Tuesday, February 22, 2011

Just How Similar Are We?

Writers write for different reasons. Most of us, if pressed for an answer, will say we can't not write. It's like exhaling; we must do it.

I write to make sense of my world. I've been writing since I was a young girl, when it became clear to me that there wasn't a lot of logic or predictability or even, sometimes, sanity, in my world. I wrote poetry and journal entries. As a tween, I suspected my mom was reading my diary, so I wrote a series of, shall we say, colorful entries regarding boys. Total fabrications, mind you, but it was the only surefire way I could tell if she was indeed invading my privacy. I came home from school one day to have my face slapped, hard. Yep. She was reading my diary.

At any rate, writing helps me think through both the tedious and the monumental. It allows me to cope, escape, confront. As an adult, I've written about my mother's struggle with mental illness, her death and my ensuing grief, the death of my son, the birth of my children, the raising of those children, my experience with divorce and late-in-life discovery of genuine, reciprocated love. I have also written about the more mundane: breastfeeding in public, children's carsickness, Spongebob Squarepants, politics, human nature...there is little I haven't covered.

I just finished reading a book about language and, because it is a cultural convention, we assume it reflects the culture in which we live. But there is a strong argument for the idea that individual languages actually shape the culture in which we live and how experience it. Because language and words are the tools of my trade, this idea fascinates me. It might not do much for you, though, so have no fear--that's not what this column is about. But the idea did get me thinking...

How much of our lives are based on the assumption that our experiences are shared? I don't mean shared in the sense that, say, when we go to a concert, there are a thousand other folks sharing that experience. I'm talking shared in that, what I see, you see. What I understand, you understand. How much of this sort of daily analysis is based on assumption?

For example, I was in my 30s before I realized I experience simple activities such as hearing music and tasting food in a way that is not considered "normal." I live with synesthesia, a condition in which the real information of one sense is accompanied by the perception of another. For example, I "hear" color. Every song has a color. Whether I'm merely listening to music or performing it on the piano or vocally, color accompanies every song. It's the same with food. All food has color to me; I literally "taste" color. Smells, too...each one presents itself to me in color.

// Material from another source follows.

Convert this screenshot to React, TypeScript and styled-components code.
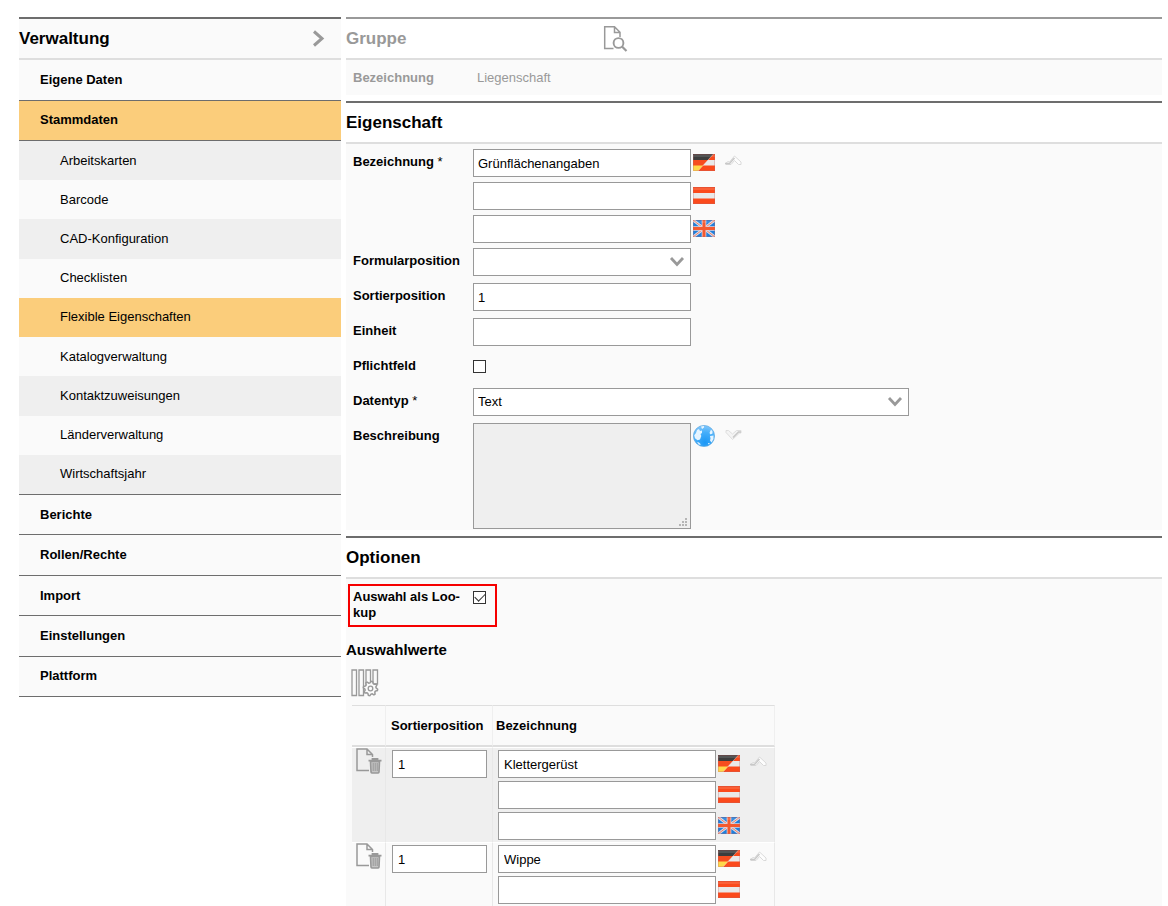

Now, having not known that this is abnormal (estimate of synesthetes range from 1 in 200 to 1 in 10,000), and having experienced life in this way since I can remember, I naturally assumed everyone I knew shared this phenomenon. Then I had to research an article I was writing, and I came across this information and thought, "Holy shit! This is ME!" and that thought was immediately followed by absolute shock. So it's not normal to view life through the lens of an acid flashback? Your world is not psychedelic with colors like mine is?

I was left pondering the idea that all along, this world has shown itself to me in a way that is more vivid, more intense, than it is to most people. I got to wondering if this sensory issue was all-encompassing for me. I mean, if someone touches me, do I feel the same sensation as you do when someone touches you? I just always thought I was sensually vigilant. Turns out I am, instead, a scientific anomaly. Supposedly, this sensory crossfire is not supposed to be able to occur in the human brain. Huh.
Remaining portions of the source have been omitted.